Model convergence was achieved with PSRF < 1.2 for all parameters (Gelman & Rubin, 1992). Model fit was evaluated using posterior predictive checks (PPC) based on 1,000 MCMC iterations. Figure 6 presents the comparison between observed state transition frequencies (points) and their posterior predictive distributions (boxplots). The observed values align well with model predictions, with all observations falling within their 95% prediction intervals. The posterior predictive p-value (ppp = 0.139) falls within the acceptable range [0.05, 0.95], indicating adequate model fit (Gelman et al., 2013).

The Australian group (focal group) demonstrated significantly higher mean ability (posterior Mean = 0.289, SD = 0.054, 95% Highest Posterior Density (HPD): [0.168, 0.375]) compared to the Finnish group (reference group), and their ability variance (0.609) was lower than the reference group’s standardized variance. These differences indicate distinct ability distributions between the two groups in this problem-solving task.

The posterior distributions of country coefficients for all state transitions showed small magnitudes (|bj,k | < 0.2) with 95% HPD intervals containing zero (Table 4). This absence of significant country effects on transition probabilities suggests measurement invariance across nations, indicating that performance differences between Finnish and Australian examinees are attributable to ability differences rather than DIF.

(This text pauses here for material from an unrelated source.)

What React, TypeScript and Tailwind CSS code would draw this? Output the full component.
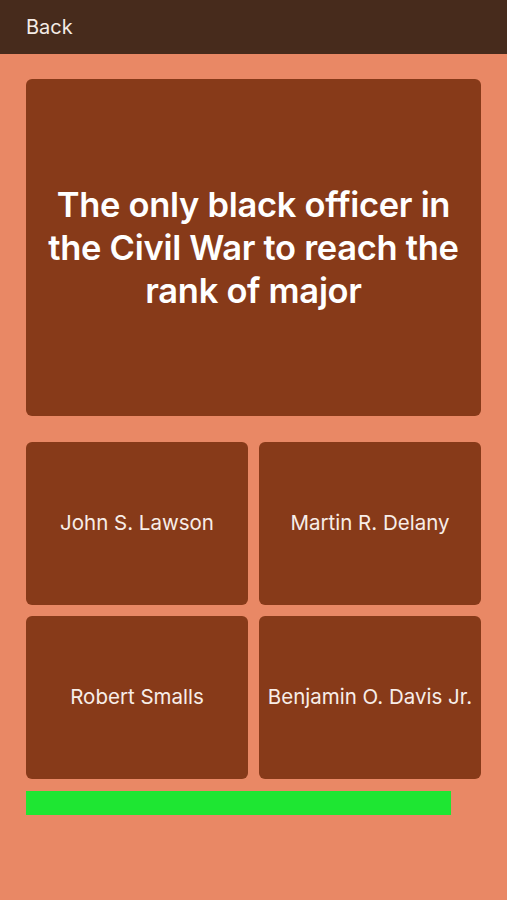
import React from "react";

const answers = ["John S. Lawson", "Martin R. Delany", "Robert Smalls", "Benjamin O. Davis Jr."];

export default function App() {
  return (
    <div className="min-h-[900px] w-full bg-[#e98865] font-['Inter',sans-serif]">
      {/* Nav bar */}
      <div className="flex h-[54px] items-center bg-[#472b1c] px-[26px]">
        <span className="text-[20px] text-[#f4ece6]">Back</span>
      </div>

      <div className="flex flex-col px-[26px] pt-[25px]">
        {/* Question */}
        <div className="flex h-[337px] items-center justify-center rounded-[6px] bg-[#873a19] px-3">
          <p className="text-center text-[34.5px] font-semibold leading-[43px] tracking-[-0.3px] text-white">
            The only black officer in the Civil War to reach the rank of major
          </p>
        </div>

        {/* Answers */}
        <div className="mt-[26px] grid grid-cols-2 gap-[11px]">
          {answers.map((a) => (
            <button
              key={a}
              className="flex h-[163px] items-center justify-center rounded-[6px] bg-[#873a19] px-1 text-[20.5px] text-[#f7ede8]"
            >
              {a}
            </button>
          ))}
        </div>

        {/* Timer bar */}
        <div className="mt-[12px] h-[24px] w-full">
          <div className="h-full bg-[#1ee632]" style={{ width: "93.4%" }} />
        </div>
      </div>
    </div>
  );
}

Analysis of ability estimates by response pattern and state transition parameters revealed meaningful patterns in both examinee behavior and task design effects (see Online Supplemental Materials C for detailed results in Han et al., 2026). Ability estimates aligned with theoretical expectations: the optimal sequence (ABCDEK) yielded the highest estimates, while sequences with uncorrected errors showed the lowest estimates. State transition parameters revealed an interface-dependent correction pattern: examinees showed reluctance to correct errors at intermediate stages but demonstrated higher correction probabilities at the final purchase interface where ticket details were explicitly displayed, suggesting the impact of interface design on problem-solving behavior.